Since in Frankfurt the early 70ties were governed by heavy students’ agitations he decided to follow a call to the University of Basel, Switzerland, in 1973. In just this year a complete reconstruction of the physics institute in Basel was under way, whereby the formerly independent institutes, physics institute, institute for applied physics and institute for theoretical physics, merged together to a single Physics Institute. Together with H. J. Güntherodt he served as founding professor of solid state physics which only in the late fifties became an acknowledged section of physics. In the following years until his retirement his probably most important work was established. The close collaboration with P. Hänggi et al. was based on their common interest in stochastic processes, their time evolution, the symmetry properties. With E. Magyari and coworkers he focused on solitary excitations in ferromagnets and nonlinear processes involved in domain formation; with H. Büttiker he investigated current instabilities; with T. Gyalog et al. he concentrated on atomic friction. During the same period and in collaboration with K. H. Höck and H. Nickisch the important work on Jahn-Teller polarons appeared which was the motivation to search for superconductivity in cuprates and initiated the field of high temperature superconductivity. After the Nobel prize was awarded to the Swiss scientists Georg Bednorz and K. Alex Müller, Harry worked on the manipulation of vortices in thin films of cuprates, the magnetic field and order parameter dependence. After his retirement in 1995 he remained open minded with respect to actual new problems in physics and started new working areas. His main fields of interest moved to quantum computing, resonance scattering of synchrotron radiation, the complexity of microscopic to macroscopic dimensions, the magnetic confinement of repelling Bloch waves. This list is, however, not complete.

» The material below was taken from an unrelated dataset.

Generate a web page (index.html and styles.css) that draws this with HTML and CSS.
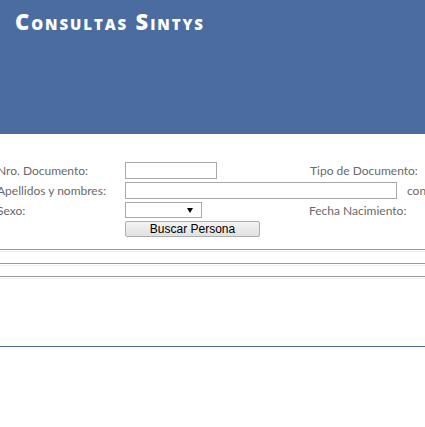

His professional competence enabled him already in early years to be the editor of the IBM publications, which required that he read all of them. Together with G. Harbecke and K. A. Müller he became later on chief editor of Zeitschrift für Physik. He participated in numerous conferences, mostly as invited speaker. In particular, he enjoyed the workshops in Erice, Sicily, where his wife Waltraud accompanied him to undertake together long walks through the beautiful landscape of Sicily. During his time in Frankfurt and Basel he trained a large number of PhD students and encouraged their habilitation, including my own. Here he showed his human friendly mind which positively supported the students and enabled them to reach their goals.

Harry could intensively concentrate on special problems, thereby forgetting to sleep and coming up with solutions the next morning. Besides his deep interest and understanding of physics he was always open to humanistic problems, liberal, reliable, duteous. He was just a good and loyal friend. He was not only competent but also adorable and full of human warmth. The welfare of his family and friends was a central issue of his concerns.

Harry Thomas died on 18 July 2010 in consequence of a pneumonia. With his death we loose an excellent scientist, a wonderful teacher and a good friend.